**Exercise brief:** Reading the listing below, count the lines that contain the word "styles" and give that count alone.

**Provided data:**
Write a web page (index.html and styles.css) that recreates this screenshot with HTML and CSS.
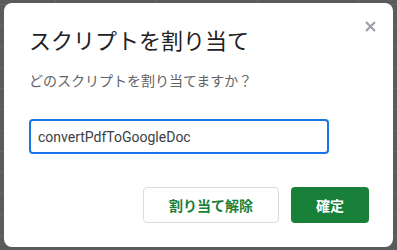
FILE: index.html
```html
<!DOCTYPE html>
<html>
<head>
<meta charset="UTF-8">
<meta name="viewport" content="width=device-width, initial-scale=1.0">
<title>スクリプトを割り当て</title>
<link rel="stylesheet" href="styles.css">
</head>
<body>

    <div class="dialog">
        <button class="close" aria-label="閉じる">
            <svg width="11" height="11" viewBox="0 0 11 11">
                <path d="M1 1 L10 10 M10 1 L1 10" stroke="#9aa0a6" stroke-width="2.2" fill="none"/>
            </svg>
        </button>
        <h1 class="title">スクリプトを割り当て</h1>
        <p class="prompt">どのスクリプトを割り当てますか？</p>
        <input class="field" type="text" value="convertPdfToGoogleDoc">
        <div class="actions">
            <button class="btn secondary">割り当て解除</button>
            <button class="btn primary">確定</button>
        </div>
    </div>

</body>
</html>
```

FILE: styles.css
```css
    :root {
        --ink: #202124;
        --muted: #5f6368;
        --green: #188038;
        --blue: #1a73e8;
    }
    body {
        margin: 0;
        width: 397px;
        height: 250px;
        overflow: hidden;
        font-family: Roboto, "Noto Sans CJK JP", sans-serif;
        background-color: #5b5b5b;
        background-image:
            linear-gradient(to right, #666 1px, transparent 1px),
            linear-gradient(to bottom, #666 1px, transparent 1px);
        background-size: 101px 21px;
        background-position: 55px 4px;
    }
    .dialog {
        position: relative;
        box-sizing: border-box;
        width: 389px;
        height: 244px;
        margin: 3px 0 0 4px;
        padding: 25px 24px 0 25px;
        background: white;
        border-radius: 8px;
    }
    .close {
        position: absolute;
        top: 18px;
        right: 17px;
        padding: 0;
        border: none;
        background: none;
        width: 11px;
        height: 11px;
        display: flex;
    }
    .title {
        margin: 0;
        font-size: 22px;
        font-weight: 400;
        line-height: 28px;
        color: var(--ink);
    }
    .prompt {
        margin: 15px 0 0;
        font-size: 14px;
        line-height: 20px;
        color: var(--muted);
    }
    .field {
        display: block;
        box-sizing: border-box;
        width: 300px;
        height: 35px;
        margin-top: 28px;
        padding: 0 7px;
        border: 2px solid var(--blue);
        border-radius: 4px;
        font-family: Roboto, sans-serif;
        font-size: 14px;
        color: #3c4043;
        outline: none;
    }
    .actions {
        display: flex;
        justify-content: flex-end;
        gap: 12px;
        margin-top: 33px;
    }
    .btn {
        box-sizing: border-box;
        height: 36px;
        border-radius: 4px;
        font-family: Roboto, "Noto Sans CJK JP", sans-serif;
        font-size: 14px;
        font-weight: 700;
        padding: 0;
    }
    .secondary {
        width: 136px;
        background: white;
        border: 1px solid #dadce0;
        color: var(--green);
    }
    .primary {
        width: 78px;
        background: var(--green);
        border: none;
        color: white;
    }
```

**Full solution:** 3